JOB:
In your copy, leave out the pictures; write out all the data exactly.

:: PROVIDED MATERIAL ::

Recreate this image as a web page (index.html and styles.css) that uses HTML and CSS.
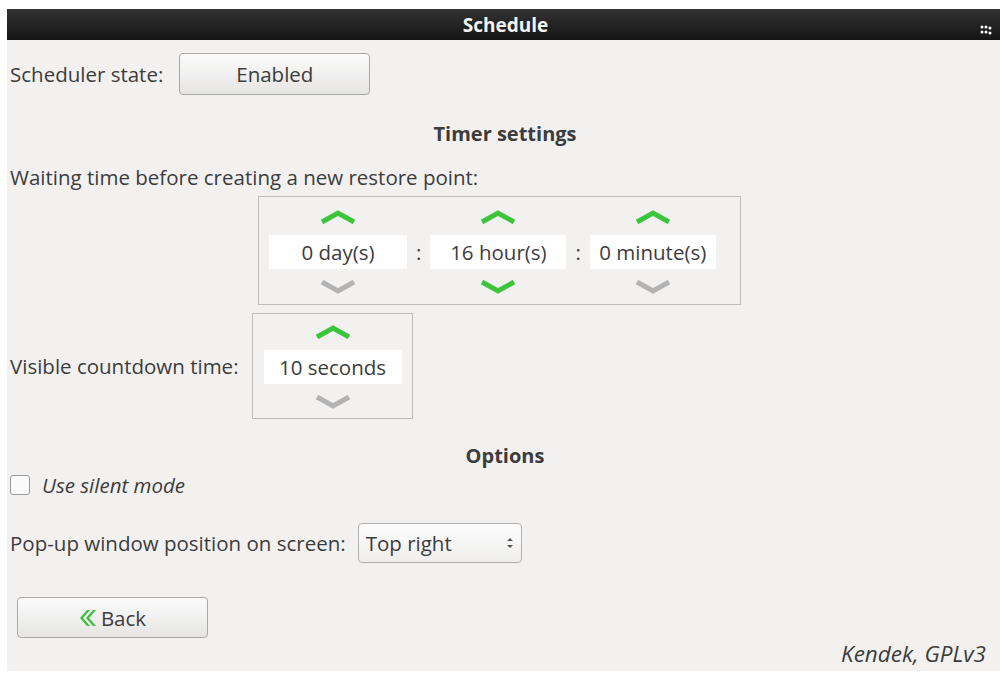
FILE: index.html
```html
<!DOCTYPE html>
<html lang="en">
<head>
    <meta charset="UTF-8">
    <title>Schedule</title>
    <link rel="stylesheet" href="styles.css">
</head>
<body>
    <div class="window">
        <div class="titlebar">
            <span class="title">Schedule</span>
            <span class="grip">
                <svg width="14" height="12" viewBox="0 0 14 12"><g fill="#fff"><circle cx="2" cy="2" r="1.5"/><circle cx="6" cy="2" r="1.5"/><circle cx="10" cy="3" r="1.5"/><circle cx="2" cy="7" r="1.5"/><circle cx="6" cy="7" r="1.5"/><circle cx="10" cy="8" r="1.5"/></g></svg>
            </span>
        </div>

        <div class="content">
            <div class="row state-row">
                <span class="label">Scheduler state:</span>
                <button class="btn state-btn">Enabled</button>
            </div>

            <h3 class="section timer">Timer settings</h3>
            <p class="label wait-label">Waiting time before creating a new restore point:</p>

            <div class="spin-wrap">
                <div class="spin-box">
                    <div class="spinner">
                        <svg class="arrow up on" viewBox="0 0 36 14"><path d="M2 12 L18 3 L34 12"/></svg>
                        <div class="field f-day">0 day(s)</div>
                        <svg class="arrow down" viewBox="0 0 36 14"><path d="M2 2 L18 11 L34 2"/></svg>
                    </div>
                    <span class="colon">:</span>
                    <div class="spinner">
                        <svg class="arrow up on" viewBox="0 0 36 14"><path d="M2 12 L18 3 L34 12"/></svg>
                        <div class="field f-hour">16 hour(s)</div>
                        <svg class="arrow down on" viewBox="0 0 36 14"><path d="M2 2 L18 11 L34 2"/></svg>
                    </div>
                    <span class="colon">:</span>
                    <div class="spinner">
                        <svg class="arrow up on" viewBox="0 0 36 14"><path d="M2 12 L18 3 L34 12"/></svg>
                        <div class="field f-min">0 minute(s)</div>
                        <svg class="arrow down" viewBox="0 0 36 14"><path d="M2 2 L18 11 L34 2"/></svg>
                    </div>
                </div>
            </div>

            <div class="row countdown-row">
                <span class="label">Visible countdown time:</span>
                <div class="spin-box small">
                    <div class="spinner">
                        <svg class="arrow up on" viewBox="0 0 36 14"><path d="M2 12 L18 3 L34 12"/></svg>
                        <div class="field f-sec">10 seconds</div>
                        <svg class="arrow down" viewBox="0 0 36 14"><path d="M2 2 L18 11 L34 2"/></svg>
                    </div>
                </div>
            </div>

            <h3 class="section options">Options</h3>

            <label class="row check-row">
                <span class="checkbox"></span>
                <span class="italic">Use silent mode</span>
            </label>

            <div class="row popup-row">
                <span class="label">Pop-up window position on screen:</span>
                <div class="select">
                    <span>Top right</span>
                    <svg width="8" height="14" viewBox="0 0 8 14"><path d="M1 5 L4 2 L7 5 Z M1 9 L4 12 L7 9 Z" fill="#555"/></svg>
                </div>
            </div>

            <button class="btn back-btn">
                <svg width="18" height="18" viewBox="0 0 18 18"><path d="M8 1 L1 9 L8 17 L11 17 L4 9 L11 1 Z M14 1 L7 9 L14 17 L17 17 L10 9 L17 1 Z" fill="#3dbd3d"/></svg>
                Back
            </button>

            <div class="credit">Kendek, GPLv3</div>
        </div>
    </div>
</body>
</html>
```

FILE: styles.css
```css
body {
    margin: 0;
    background-color: #ffffff;
    font-family: "Open Sans", "Noto Sans", sans-serif;
    color: #3c3c3c;
}
.window {
    margin: 9px 0 0 7px;
    height: 662px;
    background-color: #f2f1f0;
}
.titlebar {
    height: 31px;
    background: linear-gradient(#333333, #151515);
    display: flex;
    align-items: center;
    justify-content: center;
    position: relative;
}
.title {
    color: #f4f4f4;
    font-weight: bold;
    font-size: 19px;
    margin-left: 4px;
}
.grip {
    position: absolute;
    right: 6px;
    top: 11px;
}
.content {
    padding: 0 0 0 3px;
    position: relative;
    height: 631px;
}
.row {
    display: flex;
    align-items: center;
}
.label {
    font-size: 20.5px;
}
.state-row {
    padding-top: 13px;
    gap: 16px;
}
.btn {
    font-family: inherit;
    color: #3c3c3c;
    font-size: 20.5px;
    border: 1px solid #a8a8a8;
    border-radius: 4px;
    background: linear-gradient(#fbfbfb, #e6e5e4);
    box-shadow: inset 0 1px 0 #fff;
}
.state-btn {
    width: 191px;
    height: 42px;
}
.section {
    margin: 0;
    text-align: center;
    font-size: 20px;
    font-weight: bold;
    color: #3c3c3c;
}
.timer {
    margin-top: 25px;
}
.wait-label {
    margin: 16px 0 0 0;
}
.spin-wrap {
    padding: 5px 0 0 248px;
}
.spin-box {
    display: inline-flex;
    align-items: center;
    gap: 8px;
    border: 1px solid #bdbcbb;
    padding: 13px 24px 10px 10px;
}
.spinner {
    display: flex;
    flex-direction: column;
    align-items: center;
    gap: 11px;
}
.arrow {
    width: 36px;
    height: 14px;
    fill: none;
    stroke: #b3b3b3;
    stroke-width: 5;
}
.arrow.on {
    stroke: #3cc43c;
}
.field {
    background-color: #ffffff;
    font-size: 20.5px;
    height: 34px;
    line-height: 34px;
    text-align: center;
}
.f-day {
    width: 138px;
}
.f-hour {
    width: 136px;
}
.f-min {
    width: 126px;
    white-space: nowrap;
}
.f-sec {
    width: 138px;
}
.colon {
    font-size: 20.5px;
    padding: 0 1px;
}
.countdown-row {
    margin-top: 8px;
    gap: 13px;
}
.spin-box.small {
    padding: 11px 10px 9px 11px;
}
.options {
    margin-top: 23px;
}
.check-row {
    margin-top: 2px;
    gap: 12px;
}
.checkbox {
    width: 18px;
    height: 18px;
    border: 1px solid #9a9a9a;
    border-radius: 3px;
    background-color: #fafafa;
}
.italic {
    font-style: italic;
    font-size: 20.5px;
}
.popup-row {
    margin-top: 24px;
    gap: 12px;
}
.select {
    width: 148px;
    height: 38px;
    display: flex;
    align-items: center;
    justify-content: space-between;
    padding: 0 7px;
    font-size: 20.5px;
    border: 1px solid #b0b0b0;
    border-radius: 4px;
    background: linear-gradient(#fdfdfd, #efeeed);
}
.back-btn {
    margin: 34px 0 0 7px;
    width: 191px;
    height: 41px;
    display: flex;
    align-items: center;
    justify-content: center;
    gap: 4px;
}
.credit {
    position: absolute;
    right: 14px;
    bottom: 2px;
    font-style: italic;
    font-size: 22.5px;
}
```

:::

PROBLEM SOLUTION:
Recreate this image as a web page (index.html and styles.css) that uses HTML and CSS.
FILE: index.html
```html
<!DOCTYPE html>
<html lang="en">
<head>
    <meta charset="UTF-8">
    <title>Schedule</title>
    <link rel="stylesheet" href="styles.css">
</head>
<body>
    <div class="window">
        <div class="titlebar">
            <span class="title">Schedule</span>
            <span class="grip">
                <svg width="14" height="12" viewBox="0 0 14 12"><g fill="#fff"><circle cx="2" cy="2" r="1.5"/><circle cx="6" cy="2" r="1.5"/><circle cx="10" cy="3" r="1.5"/><circle cx="2" cy="7" r="1.5"/><circle cx="6" cy="7" r="1.5"/><circle cx="10" cy="8" r="1.5"/></g></svg>
            </span>
        </div>

        <div class="content">
            <div class="row state-row">
                <span class="label">Scheduler state:</span>
                <button class="btn state-btn">Enabled</button>
            </div>

            <h3 class="section timer">Timer settings</h3>
            <p class="label wait-label">Waiting time before creating a new restore point:</p>

            <div class="spin-wrap">
                <div class="spin-box">
                    <div class="spinner">
                        <svg class="arrow up on" viewBox="0 0 36 14"><path d="M2 12 L18 3 L34 12"/></svg>
                        <div class="field f-day">0 day(s)</div>
                        <svg class="arrow down" viewBox="0 0 36 14"><path d="M2 2 L18 11 L34 2"/></svg>
                    </div>
                    <span class="colon">:</span>
                    <div class="spinner">
                        <svg class="arrow up on" viewBox="0 0 36 14"><path d="M2 12 L18 3 L34 12"/></svg>
                        <div class="field f-hour">16 hour(s)</div>
                        <svg class="arrow down on" viewBox="0 0 36 14"><path d="M2 2 L18 11 L34 2"/></svg>
                    </div>
                    <span class="colon">:</span>
                    <div class="spinner">
                        <svg class="arrow up on" viewBox="0 0 36 14"><path d="M2 12 L18 3 L34 12"/></svg>
                        <div class="field f-min">0 minute(s)</div>
                        <svg class="arrow down" viewBox="0 0 36 14"><path d="M2 2 L18 11 L34 2"/></svg>
                    </div>
                </div>
            </div>

            <div class="row countdown-row">
                <span class="label">Visible countdown time:</span>
                <div class="spin-box small">
                    <div class="spinner">
                        <svg class="arrow up on" viewBox="0 0 36 14"><path d="M2 12 L18 3 L34 12"/></svg>
                        <div class="field f-sec">10 seconds</div>
                        <svg class="arrow down" viewBox="0 0 36 14"><path d="M2 2 L18 11 L34 2"/></svg>
                    </div>
                </div>
            </div>

            <h3 class="section options">Options</h3>

            <label class="row check-row">
                <span class="checkbox"></span>
                <span class="italic">Use silent mode</span>
            </label>

            <div class="row popup-row">
                <span class="label">Pop-up window position on screen:</span>
                <div class="select">
                    <span>Top right</span>
                    <svg width="8" height="14" viewBox="0 0 8 14"><path d="M1 5 L4 2 L7 5 Z M1 9 L4 12 L7 9 Z" fill="#555"/></svg>
                </div>
            </div>

            <button class="btn back-btn">
                <svg width="18" height="18" viewBox="0 0 18 18"><path d="M8 1 L1 9 L8 17 L11 17 L4 9 L11 1 Z M14 1 L7 9 L14 17 L17 17 L10 9 L17 1 Z" fill="#3dbd3d"/></svg>
                Back
            </button>

            <div class="credit">Kendek, GPLv3</div>
        </div>
    </div>
</body>
</html>
```

FILE: styles.css
```css
body {
    margin: 0;
    background-color: #ffffff;
    font-family: "Open Sans", "Noto Sans", sans-serif;
    color: #3c3c3c;
}
.window {
    margin: 9px 0 0 7px;
    height: 662px;
    background-color: #f2f1f0;
}
.titlebar {
    height: 31px;
    background: linear-gradient(#333333, #151515);
    display: flex;
    align-items: center;
    justify-content: center;
    position: relative;
}
.title {
    color: #f4f4f4;
    font-weight: bold;
    font-size: 19px;
    margin-left: 4px;
}
.grip {
    position: absolute;
    right: 6px;
    top: 11px;
}
.content {
    padding: 0 0 0 3px;
    position: relative;
    height: 631px;
}
.row {
    display: flex;
    align-items: center;
}
.label {
    font-size: 20.5px;
}
.state-row {
    padding-top: 13px;
    gap: 16px;
}
.btn {
    font-family: inherit;
    color: #3c3c3c;
    font-size: 20.5px;
    border: 1px solid #a8a8a8;
    border-radius: 4px;
    background: linear-gradient(#fbfbfb, #e6e5e4);
    box-shadow: inset 0 1px 0 #fff;
}
.state-btn {
    width: 191px;
    height: 42px;
}
.section {
    margin: 0;
    text-align: center;
    font-size: 20px;
    font-weight: bold;
    color: #3c3c3c;
}
.timer {
    margin-top: 25px;
}
.wait-label {
    margin: 16px 0 0 0;
}
.spin-wrap {
    padding: 5px 0 0 248px;
}
.spin-box {
    display: inline-flex;
    align-items: center;
    gap: 8px;
    border: 1px solid #bdbcbb;
    padding: 13px 24px 10px 10px;
}
.spinner {
    display: flex;
    flex-direction: column;
    align-items: center;
    gap: 11px;
}
.arrow {
    width: 36px;
    height: 14px;
    fill: none;
    stroke: #b3b3b3;
    stroke-width: 5;
}
.arrow.on {
    stroke: #3cc43c;
}
.field {
    background-color: #ffffff;
    font-size: 20.5px;
    height: 34px;
    line-height: 34px;
    text-align: center;
}
.f-day {
    width: 138px;
}
.f-hour {
    width: 136px;
}
.f-min {
    width: 126px;
    white-space: nowrap;
}
.f-sec {
    width: 138px;
}
.colon {
    font-size: 20.5px;
    padding: 0 1px;
}
.countdown-row {
    margin-top: 8px;
    gap: 13px;
}
.spin-box.small {
    padding: 11px 10px 9px 11px;
}
.options {
    margin-top: 23px;
}
.check-row {
    margin-top: 2px;
    gap: 12px;
}
.checkbox {
    width: 18px;
    height: 18px;
    border: 1px solid #9a9a9a;
    border-radius: 3px;
    background-color: #fafafa;
}
.italic {
    font-style: italic;
    font-size: 20.5px;
}
.popup-row {
    margin-top: 24px;
    gap: 12px;
}
.select {
    width: 148px;
    height: 38px;
    display: flex;
    align-items: center;
    justify-content: space-between;
    padding: 0 7px;
    font-size: 20.5px;
    border: 1px solid #b0b0b0;
    border-radius: 4px;
    background: linear-gradient(#fdfdfd, #efeeed);
}
.back-btn {
    margin: 34px 0 0 7px;
    width: 191px;
    height: 41px;
    display: flex;
    align-items: center;
    justify-content: center;
    gap: 4px;
}
.credit {
    position: absolute;
    right: 14px;
    bottom: 2px;
    font-style: italic;
    font-size: 22.5px;
}
```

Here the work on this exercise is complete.